Fonte: Diario Romano
La Regione Lazio motivò tale scelta per via della situazione assai difficile del debito sanitario regionale. La Testata de “Il Sole 24 Ore” denunciò, però, l’applicazione di un prezzo troppo basso delle vendite del patrimonio immobiliare ospedaliero, avvenute tra il 2004 e il 2007 (926 immobili, situati in buona misura nel centro storico e vincolati (per più del 60%) dalle Belle Arti).

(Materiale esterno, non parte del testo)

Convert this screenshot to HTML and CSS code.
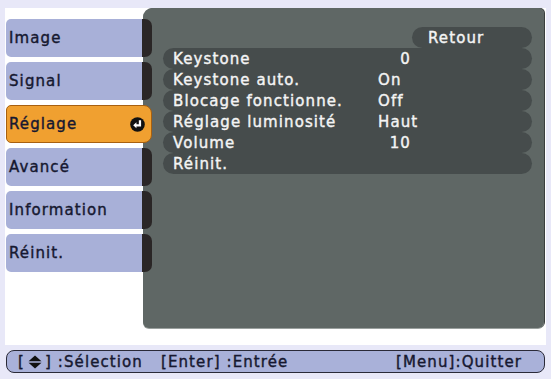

Nel 2021 il Consiglio di Stato ha dichiarato come illegittima la chiusura della struttura, attraverso la sentenza N. 02802/2021. Tale decisione ha rappresentato il risultato della battaglia legale portata avanti da Oliva Salviati, discendente del cardinal Salviati che, nel 1579, finanziò i lavori di rinnovamento ed ampliamento ultimati nel 1592. Il porporato vincolò il complesso, con lascito testamentario datato aprile 1593, affinché l’uso ospedaliero avvenisse anche nel futuro. E per questo, oltre a nominare esecutore testamentario lo stesso pontefice Clemente VIII, Salviati donò alla struttura una cifra assai importante frutto di decine di immobili, tenute e ‘luoghi di monte’ (ovvero, titoli di debito pubblico), con l’idea di un sostegno che si perpetrasse anche nei secoli futuri. Nel testamento fu chiaramente vietata la cessione degli stessi per nessun caso, né di estrema urgenza, né di altra natura poiché questi venivano donati al solo fine del sostentamento del San Giacomo. La direttiva fu confermata nel marzo 1610 da Papa Paolo V con bolla promulgata in forma di ‘motu proprio’ (di propria iniziativa).
Fonte: Wikipedia
La discendente, quindi, ha rivendicato la volontà dell’avo e la sentenza è stata poi confermata definitivamente dalla Corte suprema di Cassazione, a Sezioni Unite, con Ordinanza Numero 4386 del 13 febbraio 2023. Chissà se tutto questo rappresenterà un ritorno alla vita di un ospedale tanto storico quanto prezioso per i romani (e non soltanto) o se, al contrario, come la burocrazia italiana ci insegna, dovranno passare ancora lunghi anni prima che qualcuno possa far risorgere la fenice dalle sue ceneri.